A Collection is an object model
A Stream is a subject model
Collection definition in doc :
A collection represents a group of objects, known as its elements.
Stream definition in doc :
A sequence of elements supporting sequential and parallel aggregate operations
Seen this way, a stream is a specific collection. Not the way around. Thus Collection should not Implement Stream, regardless of backward compatibility.
So why doesnt Stream<T> implement Collection<T> ? Because It is another way of looking at a bunch of objects. Not as a group of elements, but by the operations you can perform on it. Thus this is why I say a Collection is an object model while a Stream is a subject model
First, from the documentation of Stream:
Collections and streams, while bearing some superficial similarities, have different goals. Collections are primarily concerned with the efficient management of, and access to, their elements.
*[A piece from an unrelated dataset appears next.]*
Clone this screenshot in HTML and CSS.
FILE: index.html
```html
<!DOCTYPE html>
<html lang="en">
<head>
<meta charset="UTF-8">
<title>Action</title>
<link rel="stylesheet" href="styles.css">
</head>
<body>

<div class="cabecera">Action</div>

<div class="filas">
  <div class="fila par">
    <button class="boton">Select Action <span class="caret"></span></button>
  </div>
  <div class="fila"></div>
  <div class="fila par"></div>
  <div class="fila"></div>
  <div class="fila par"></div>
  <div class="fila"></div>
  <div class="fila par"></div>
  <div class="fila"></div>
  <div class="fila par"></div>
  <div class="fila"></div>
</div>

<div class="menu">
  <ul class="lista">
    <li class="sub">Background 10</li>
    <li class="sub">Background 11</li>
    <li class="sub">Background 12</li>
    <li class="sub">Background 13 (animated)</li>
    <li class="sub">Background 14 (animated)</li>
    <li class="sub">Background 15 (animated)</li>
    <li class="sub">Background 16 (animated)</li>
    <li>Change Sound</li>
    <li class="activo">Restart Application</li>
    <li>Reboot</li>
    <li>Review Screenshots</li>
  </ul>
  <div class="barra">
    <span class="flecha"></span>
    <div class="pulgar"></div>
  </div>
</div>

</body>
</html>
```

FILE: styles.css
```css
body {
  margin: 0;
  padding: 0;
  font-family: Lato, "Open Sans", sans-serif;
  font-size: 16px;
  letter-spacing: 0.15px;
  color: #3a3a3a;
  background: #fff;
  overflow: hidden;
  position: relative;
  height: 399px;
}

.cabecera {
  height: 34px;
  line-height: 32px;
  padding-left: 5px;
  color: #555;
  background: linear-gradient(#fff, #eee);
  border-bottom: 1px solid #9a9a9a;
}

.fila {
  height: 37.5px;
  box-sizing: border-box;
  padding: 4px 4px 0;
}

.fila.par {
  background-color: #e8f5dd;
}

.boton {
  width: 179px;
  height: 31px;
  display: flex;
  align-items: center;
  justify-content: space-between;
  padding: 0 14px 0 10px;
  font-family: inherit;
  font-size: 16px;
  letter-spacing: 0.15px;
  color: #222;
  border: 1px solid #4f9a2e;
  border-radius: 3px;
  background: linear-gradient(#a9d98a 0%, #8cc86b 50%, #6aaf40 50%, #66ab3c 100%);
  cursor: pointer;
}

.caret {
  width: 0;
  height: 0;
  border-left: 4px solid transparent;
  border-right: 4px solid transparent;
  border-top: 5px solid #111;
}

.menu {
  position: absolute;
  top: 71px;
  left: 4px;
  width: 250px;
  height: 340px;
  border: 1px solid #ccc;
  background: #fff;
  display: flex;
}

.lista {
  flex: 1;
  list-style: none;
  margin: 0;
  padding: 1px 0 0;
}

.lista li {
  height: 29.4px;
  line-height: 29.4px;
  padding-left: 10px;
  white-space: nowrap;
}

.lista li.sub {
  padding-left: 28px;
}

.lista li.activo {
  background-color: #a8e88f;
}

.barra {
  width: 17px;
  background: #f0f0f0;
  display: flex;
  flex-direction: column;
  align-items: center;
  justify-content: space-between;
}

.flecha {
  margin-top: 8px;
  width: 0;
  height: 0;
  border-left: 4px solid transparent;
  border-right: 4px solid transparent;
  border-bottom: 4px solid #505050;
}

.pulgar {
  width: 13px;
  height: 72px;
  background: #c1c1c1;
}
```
By contrast, streams do not provide a means to directly access or manipulate their elements, and are instead concerned with declaratively describing their source and the computational operations which will be performed in aggregate on that source.
So you want to keep the concepts of stream and collection appart. If Collection would implement Stream every collection would be a stream, which it is conceptually not. The way it is done now, every collection can give you a stream which works on that collection, which is something different if you think about it.
Another factor that comes to mind is cohesion/coupling as well as encapsulation. If every class that implements Collection had to implement the operations of Stream as well, it would have two (kind of) different purposes and might become too long.
My guess would be that it was made that way to avoid breakage with existing code that implements Collection. It would be hard to provide a default implementation that worked correctly with all existing implementations.